滋賀県甲賀市水口町。
自社営業店舗でのミーティングを終え、ほっと肩の力を抜いた昼時。私が足を運んだのは、かつて訪れたことのある町中華──湖南飯店。選んだのは、迷うことなく「麻婆豆腐定食」税込1,300円。
店内は中華風の調度とBGMに包まれ、若いスタッフがテキパキと立ち働く姿が印象的。私はひとりでの訪問だったため、円卓を仕切られた席に案内されました。隣に座った女性客には「麻婆豆腐は辛いですが大丈夫ですか?」とさりげなく声をかけるスタッフの姿もあり、その心遣いに店の気質を感じます。
やがて──
土鍋の中でグツグツと音を立てながら現れた麻婆豆腐は、熱気と香辛料の香りをまとい、まるで戦いを挑むかのように迫ってくる。エプロン必須の迫力ある一皿です。
レンゲを入れれば、肉厚なひき肉がたっぷりと散りばめられ、白飯の山と絶妙に絡み合う。

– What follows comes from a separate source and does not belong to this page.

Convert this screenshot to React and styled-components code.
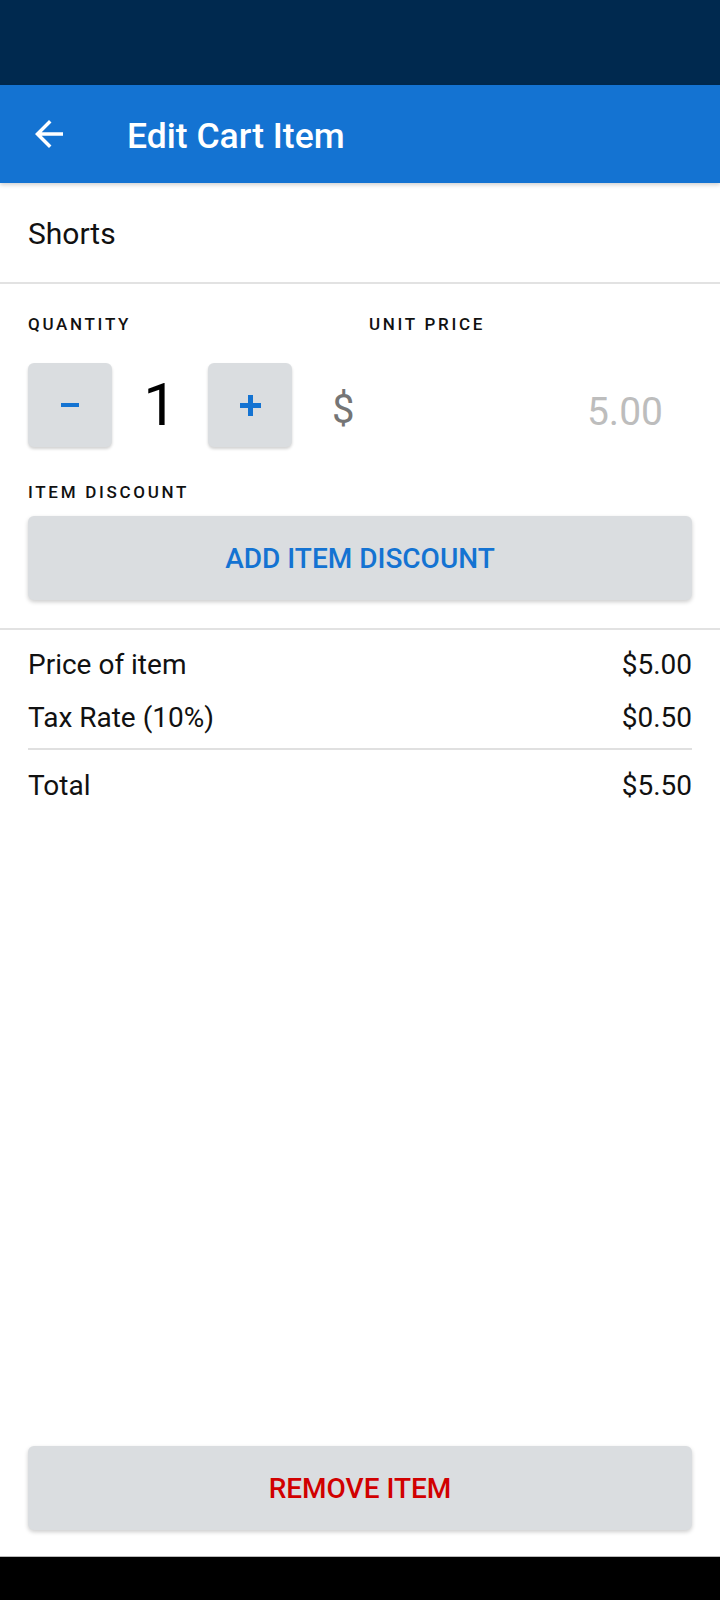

ニンニクの芽の爽快な歯ごたえがリズムを刻み、舌に残る痺れが次の一口を誘う。辛さの奥に潜む旨味──そのギリギリの境界線が、人を虜にします。
「これぞ、麻婆豆腐の醍醐味だ」
私は汗をにじませながらも、レンゲを止めることができませんでした。
ただ、周囲を見渡すと客の大半は「冷やし担々麺」を注文しています。次の来店理由が決まった瞬間でした。
湖南飯店──私にとって、また一つ“戻るべき場所”が増えたました。